多共享，少搜索：协作并行思考用于高效测试时扩展

摘要

测试时扩展（TTS）通过分配额外的推理计算来探索解空间，从而增强大型语言模型的推理能力。然而，现有的并行TTS方法通常在搜索过程中保持分支孤立：中间发现结果仍为分支私有，无法及时指导其他分支。这种信息隔离导致大量冗余探索，因为各分支重复发现已在别处获得的信息，并且需要更多搜索步骤来收集做出正确回答所需的完整决策信息。为解决这一问题，我们提出协作并行思考（CPT），这是一种无需训练的推理框架，能够在并行分支间实现搜索时的信息共享。CPT从正在运行的分支中提取紧凑的中间信息，维护一个去重的查询级信息池，并通过输入上下文广播池中条目，使得后续搜索步骤中的每个分支能够复用其他分支的发现，而非重新发现相同信息。在HMMT和AIME基准测试上的实验表明，CPT在多种采样预算和模型规模下，相比强基线建立了更强的准确率-延迟帕累托前沿，凸显了搜索时协作作为高效并行TTS的有效方向。

English

Test-Time Scaling (TTS) enhances the reasoning capabilities of large language models by allocating additional inference compute to explore the solution space. However, existing parallel TTS methods typically keep branches isolated during search: intermediate discoveries remain branch-private and cannot guide other branches in time. This information isolation causes substantial redundant exploration, as branches repeatedly rediscover information already found elsewhere and require more search steps to collect complete decision information needed to reach correct answers. To bridge this gap, we propose Collaborative Parallel Thinking (CPT), a training-free inference framework that enables search-time information sharing across parallel branches. CPT extracts compact intermediate information from ongoing branches, maintains a deduplicated query-level information pool, and broadcasts pool entries through the input context, allowing each branch in subsequent search steps to reuse discoveries made by other branches rather than rediscover the same information.
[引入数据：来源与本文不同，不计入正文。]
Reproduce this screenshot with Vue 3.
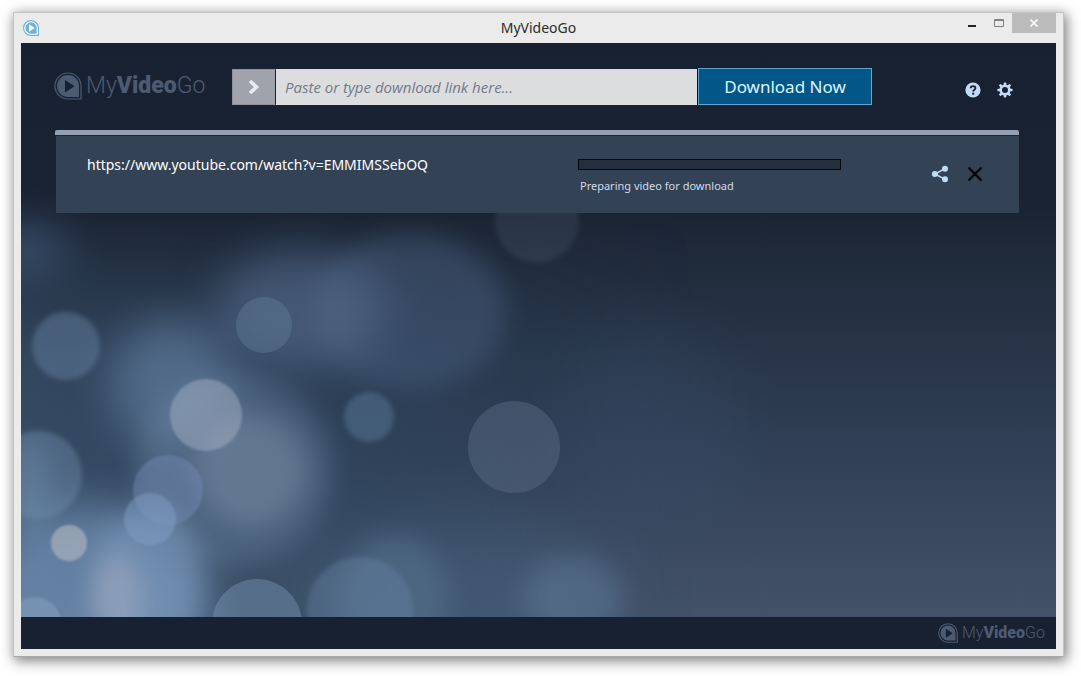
<script setup>
import { ref } from 'vue'

const link = ref('')
const downloads = ref([
  {
    id: 1,
    url: 'https://www.youtube.com/watch?v=EMMIMSSebOQ',
    status: 'Preparing video for download',
    progress: 0,
  },
])

const glows = [
  { cx: 25, cy: 250, rx: 44, ry: 26, fill: '#3f5878', o: 0.75, f: 'soft' },
  { cx: 410, cy: 312, rx: 96, ry: 78, fill: '#4a6080', o: 0.46, f: 'mid' },
  { cx: 300, cy: 310, rx: 85, ry: 58, fill: '#5c7395', o: 0.55, f: 'soft' },
  { cx: 172, cy: 385, rx: 62, ry: 65, fill: '#6885a8', o: 0.6, f: 'soft' },
  { cx: 234, cy: 470, rx: 98, ry: 96, fill: '#7590b0', o: 0.34, f: 'mid' },
  { cx: 250, cy: 470, rx: 56, ry: 56, fill: '#8fa3b8', o: 0.36, f: 'mid' },
  { cx: 90, cy: 605, rx: 120, ry: 100, fill: '#7fa0c8', o: 0.6, f: 'soft' },
  { cx: 148, cy: 580, rx: 54, ry: 70, fill: '#8aa6ca', o: 0.36, f: 'mid' },
  { cx: 116, cy: 605, rx: 26, ry: 50, fill: '#b7b9c8', o: 0.38, f: 'mid' },
  { cx: 30, cy: 490, rx: 20, ry: 50, fill: '#79a0c0', o: 0.35, f: 'mid' },
  { cx: 395, cy: 597, rx: 54, ry: 62, fill: '#5f7b99', o: 0.45, f: 'mid' },
  { cx: 650, cy: 430, rx: 90, ry: 110, fill: '#3d5270', o: 0.24, f: 'wide' },
  { cx: 460, cy: 590, rx: 170, ry: 70, fill: '#53718f', o: 0.3, f: 'wide' },
  { cx: 572, cy: 598, rx: 50, ry: 42, fill: '#64809d', o: 0.42, f: 'mid' },
]

const discs = [
  { cx: 537, cy: 221, r: 42, fill: '#5c6b85', o: 0.22, f: 'edge' },
  { cx: 66, cy: 346, r: 34, fill: '#6c89ab', o: 0.42, f: 'edge' },
  { cx: 264, cy: 325, r: 28, fill: '#6e8ba3', o: 0.32, f: 'crisp' },
  { cx: 206, cy: 415, r: 36, fill: '#a9b4c8', o: 0.46, f: 'fine' },
  { cx: 369, cy: 417, r: 25, fill: '#5e7d9c', o: 0.46, f: 'edge' },
  { cx: 514, cy: 447, r: 46, fill: '#64748f', o: 0.38, f: 'crisp' },
  { cx: 38, cy: 475, r: 44, fill: '#7793b5', o: 0.38, f: 'edge' },
  { cx: 168, cy: 490, r: 35, fill: '#7d93c0', o: 0.38, f: 'fine' },
  { cx: 150, cy: 519, r: 26, fill: '#86a5cb', o: 0.42, f: 'fine' },
  { cx: 69, cy: 543, r: 18, fill: '#b4b8c2', o: 0.62, f: 'fine' },
  { cx: 257, cy: 624, r: 45, fill: '#7f9dbd', o: 0.4, f: 'crisp' },
  { cx: 360, cy: 610, r: 53, fill: '#6c88ab', o: 0.36, f: 'edge' },
  { cx: 35, cy: 623, r: 26, fill: '#a2bbd6', o: 0.3, f: 'fine' },
]

function remove(id) {
  downloads.value = downloads.value.filter((d) => d.id !== id)
}
</script>

<template>
  <div class="desktop">
    <div class="window">
      <div class="titlebar">
        <svg class="app-icon" viewBox="0 0 28 28" aria-hidden="true">
          <path d="M14 1H14A13 13 0 1 0 14 27H27V14A13 13 0 0 0 14 1Z" fill="#fff" stroke="#6db5d2" stroke-width="2" />
          <path d="M14 4A10 10 0 1 0 14 24H24V14A10 10 0 0 0 14 4Z" fill="#6db5d2" />
          <path d="M10.500 7.500V20.500L20.500 14Z" fill="#fff" />
        </svg>
        <h1 class="title">MyVideoGo</h1>
        <div class="controls">
          <button class="ctl" type="button" aria-label="Minimize">
            <svg width="10" height="12" viewBox="0 0 10 12"><path d="M1 8h8v2H1z" fill="#222" /></svg>
          </button>
          <button class="ctl" type="button" aria-label="Maximize">
            <svg width="12" height="12" viewBox="0 0 12 12"><path d="M1.500 2.500h9v7h-9zM1.500 3.500h9" fill="none" stroke="#808080" /></svg>
          </button>
          <button class="ctl close" type="button" aria-label="Close">
            <svg width="10" height="10" viewBox="0 0 10 10"><path d="M1.500 1.500l7 7M8.500 1.500l-7 7" stroke="#fff" stroke-width="1.600" /></svg>
          </button>
        </div>
      </div>

      <div class="client">
        <main class="stage">
          <svg class="backdrop" viewBox="21 43 1035 574" preserveAspectRatio="none" color-interpolation-filters="sRGB" aria-hidden="true">
            <defs>
              <linearGradient id="sky" x1="0" y1="0" x2="0" y2="1">
                <stop offset="0" stop-color="#182131" />
                <stop offset="0.28" stop-color="#1a2333" />
                <stop offset="0.42" stop-color="#222d3e" />
                <stop offset="0.7" stop-color="#303f55" />
                <stop offset="1" stop-color="#435268" />
              </linearGradient>
              <linearGradient id="haze" x1="0" y1="0" x2="1" y2="0">
                <stop offset="0" stop-color="#3a5570" stop-opacity="0.55" />
                <stop offset="0.35" stop-color="#2c4660" stop-opacity="0.4" />
                <stop offset="0.65" stop-color="#2c4660" stop-opacity="0" />
              </linearGradient>
              <linearGradient id="fade" x1="0" y1="0" x2="0" y2="1">
                <stop offset="0.3" stop-color="#000" />
                <stop offset="0.55" stop-color="#fff" />
              </linearGradient>
              <mask id="lower"><rect x="21" y="43" width="1035" height="574" fill="url(#fade)" /></mask>
              <filter id="wide" x="-80%" y="-80%" width="260%" height="260%"><feGaussianBlur stdDeviation="32" /></filter>
              <filter id="soft" x="-80%" y="-80%" width="260%" height="260%"><feGaussianBlur stdDeviation="22" /></filter>
              <filter id="mid" x="-80%" y="-80%" width="260%" height="260%"><feGaussianBlur stdDeviation="12" /></filter>
              <filter id="edge" x="-30%" y="-30%" width="160%" height="160%"><feGaussianBlur stdDeviation="2.500" /></filter>
              <filter id="fine" x="-30%" y="-30%" width="160%" height="160%"><feGaussianBlur stdDeviation="1" /></filter>
              <filter id="crisp" x="-30%" y="-30%" width="160%" height="160%"><feGaussianBlur stdDeviation="0.300" /></filter>
            </defs>
            <rect x="21" y="43" width="1035" height="574" fill="url(#sky)" />
            <rect x="21" y="43" width="1035" height="574" fill="url(#haze)" mask="url(#lower)" />
            <ellipse
              v-for="(g, i) in glows" :key="'g' + i"
              :cx="g.cx" :cy="g.cy" :rx="g.rx" :ry="g.ry"
              :fill="g.fill" :opacity="g.o" :filter="`url(#${g.f})`"
            />
            <circle
              v-for="(d, i) in discs" :key="'d' + i"
              :cx="d.cx" :cy="d.cy" :r="d.r"
              :fill="d.fill" :opacity="d.o" :filter="`url(#${d.f})`"
            />
          </svg>

          <header class="toolbar">
            <div class="brand">
              <svg class="mark" viewBox="0 0 28 28" aria-hidden="true">
                <path d="M14 1A13 13 0 1 0 14 27H27V14A13 13 0 0 0 14 1Z" fill="none" stroke="#4c5b72" stroke-width="1.200" />
                <path d="M14 3A11 11 0 1 0 14 25H25V14A11 11 0 0 0 14 3Z" fill="#4c5b72" />
                <path d="M11 8V20.500L20.500 14.200Z" fill="#182131" />
              </svg>
              <span class="word">My<b>Video</b>Go</span>
            </div>
            <form class="linkbar" @submit.prevent>
              <button class="go" type="button" aria-label="Paste link">
                <svg width="12" height="16" viewBox="0 0 12 16"><path d="M2 2l6.500 6L2 14" fill="none" stroke="#e9ebf3" stroke-width="3.600" /></svg>
              </button>
              <input v-model="link" class="link" type="text" aria-label="Download link" placeholder="Paste or type download link here..." />
              <button class="download" type="submit">Download Now</button>
            </form>
            <div class="tools">
              <button class="icon" type="button" aria-label="Help">
                <svg width="16" height="16" viewBox="0 0 16 16">
                  <circle cx="8" cy="8" r="7.600" fill="#c3dcf6" />
                  <path d="M5.700 6.200C5.700 3.400 10.500 3.500 10.400 6.100C10.400 7.800 8.200 7.700 8.200 9.600" fill="none" stroke="#182131" stroke-width="1.900" />
                  <rect x="7.200" y="10.700" width="2" height="2" fill="#182131" />
                </svg>
              </button>
              <button class="icon" type="button" aria-label="Settings">
                <svg width="16" height="16" viewBox="0 0 16 16">
                  <g fill="#c3dcf6">
                    <rect v-for="n in 4" :key="n" x="6.700" y="0.400" width="2.600" height="15.200" rx="0.800" :transform="`rotate(${n * 45} 8 8)`" />
                    <circle cx="8" cy="8" r="5.600" />
                  </g>
                  <circle cx="8" cy="8" r="3" fill="#182131" />
                </svg>
              </button>
            </div>
          </header>

          <section class="queue" aria-label="Downloads">
            <div class="cap"></div>
            <article v-for="d in downloads" :key="d.id" class="item">
              <p class="url">{{ d.url }}</p>
              <div class="state">
                <div class="track" role="progressbar" aria-valuemin="0" aria-valuemax="100" :aria-valuenow="d.progress" aria-label="Download progress">
                  <div class="fill" :style="{ width: d.progress + '%' }"></div>
                </div>
                <p class="status">{{ d.status }}</p>
              </div>
              <div class="actions">
                <button class="icon" type="button" aria-label="Share">
                  <svg width="18" height="18" viewBox="0 0 18 18">
                    <path d="M14 3.600L4 9l10 5.400" fill="none" stroke="#c3dcf6" stroke-width="1.500" />
                    <g fill="#c3dcf6">
                      <circle cx="14" cy="3.800" r="3" /><circle cx="3.900" cy="9" r="3" /><circle cx="14" cy="14.200" r="3" />
                    </g>
                  </svg>
                </button>
                <button class="icon" type="button" aria-label="Remove" @click="remove(d.id)">
                  <svg width="16" height="16" viewBox="0 0 16 16"><path d="M1.500 1.500l13 13M14.500 1.500l-13 13" stroke="#05070a" stroke-width="2.400" /></svg>
                </button>
              </div>
            </article>
          </section>
        </main>

        <footer class="footer">
          <div class="brand small">
            <svg class="mark" viewBox="0 0 28 28" aria-hidden="true">
              <path d="M14 1A13 13 0 1 0 14 27H27V14A13 13 0 0 0 14 1Z" fill="none" stroke="#4c5b72" stroke-width="1.600" />
              <path d="M14 3.500A10.500 10.500 0 1 0 14 24.500H24.500V14A10.500 10.500 0 0 0 14 3.500Z" fill="#4c5b72" />
              <path d="M11 8V20.500L20.500 14.200Z" fill="#182131" />
            </svg>
            <span class="word">My<b>Video</b>Go</span>
          </div>
        </footer>
      </div>
    </div>
  </div>
</template>

<style>
body {
  margin: 0;
  background: #fff;
}
</style>

<style scoped>
* {
  box-sizing: border-box;
}
.desktop {
  display: flex;
  min-height: 100vh;
  padding: 12px 17px 19px 13px;
  font-family: "Noto Sans", "Open Sans", sans-serif;
}
button {
  font: inherit;
  padding: 0;
  border: 0;
  background: none;
  display: flex;
  align-items: center;
  justify-content: center;
}
p, h1 {
  margin: 0;
}
.window {
  flex: 1;
  display: flex;
  flex-direction: column;
  padding: 0 7px 7px;
  background: #ebebeb;
  border: 1px solid #c4c4c4;
  border-bottom-color: #a8a8a8;
  box-shadow: 2px 3px 12px 1px rgba(0, 0, 0, 0.5);
}
.titlebar {
  display: grid;
  grid-template-columns: 1fr auto 1fr;
  align-items: center;
  height: 30px;
}
.app-icon {
  width: 16px;
  height: 16px;
  margin-left: 2px;
}
.title {
  font-size: 14px;
  line-height: 20px;
  font-weight: 400;
  color: #2b2b2b;
}
.controls {
  display: flex;
  justify-content: flex-end;
  align-self: start;
}
.ctl {
  width: 27px;
  height: 20px;
}
.close {
  width: 44px;
  background: #bcbcbc;
}
.client {
  flex: 1;
  display: flex;
  flex-direction: column;
}
.stage {
  position: relative;
  isolation: isolate;
  flex: 1;
}
.backdrop {
  position: absolute;
  inset: 0;
  width: 100%;
  height: 100%;
  z-index: -1;
}
.toolbar {
  display: flex;
  align-items: center;
  height: 87px;
  padding: 0 43px 0 33px;
}
.brand {
  display: flex;
  align-items: center;
  gap: 4px;
  width: 178px;
  color: #4c5b72;
  font-family: Roboto, "Liberation Sans", sans-serif;
  font-size: 23px;
  line-height: 28px;
  font-weight: 300;
}
.toolbar .brand {
  padding-bottom: 2px;
}
.brand b {
  font-weight: 900;
}
.mark {
  width: 28px;
  height: 28px;
}
.linkbar {
  flex: 1;
  display: flex;
  align-items: center;
  max-width: 640px;
}
.go {
  width: 44px;
  height: 36px;
  background: #a0a3ac;
  border: 1px solid #8f929b;
  border-right-color: #182131;
}
.link {
  flex: 1;
  min-width: 0;
  height: 36px;
  padding: 0 9px;
  border: 0;
  border-right: 1px solid #0c1422;
  border-radius: 0;
  background: #dcdddf;
  font: italic 15px/20px "Open Sans", "Noto Sans", sans-serif;
  color: #333;
}
.link::placeholder {
  color: #737b88;
  opacity: 1;
}
.download {
  width: 174px;
  height: 37px;
  background: #025788;
  border: 1px solid #5ea6cf;
  color: #def4ff;
  font-size: 17px;
}
.tools {
  display: flex;
  gap: 16px;
  margin-left: auto;
  padding-top: 6px;
}
.queue {
  margin: 0 37px 0 34px;
}
.cap {
  height: 5px;
  background: #939fb3;
  border-radius: 2px 2px 0 0;
}
.item {
  display: grid;
  grid-template-columns: 491px 263px 1fr;
  align-items: start;
  height: 78px;
  margin-left: 1px;
  padding: 0 36px 0 31px;
  border-top: 1px solid #1c2737;
  background: #334255;
}
.url {
  padding-top: 19px;
  font-size: 14px;
  line-height: 20px;
  color: #fff;
}
.state {
  padding-top: 23px;
}
.track {
  height: 11px;
  border: 1px solid #05080c;
  background: #242f3e;
}
.fill {
  height: 100%;
  background: #5ea6cf;
}
.status {
  padding: 8px 2px 0;
  font-size: 11px;
  line-height: 16px;
  color: #cfdbea;
}
.actions {
  display: flex;
  align-items: center;
  justify-content: flex-end;
  gap: 18px;
  height: 75px;
}
.footer {
  display: flex;
  justify-content: flex-end;
  align-items: center;
  height: 32px;
  padding: 0 11px;
  background: #182131;
}
.brand.small {
  width: auto;
  gap: 4px;
  font-size: 16px;
  line-height: 20px;
}
.small .mark {
  width: 20px;
  height: 20px;
}
</style>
Empirically, experiments on HMMT and AIME benchmarks show that CPT establishes a stronger accuracy--latency Pareto frontier than strong baselines across rollout budgets and model scales, highlighting search-time collaboration as an effective direction for efficient parallel TTS.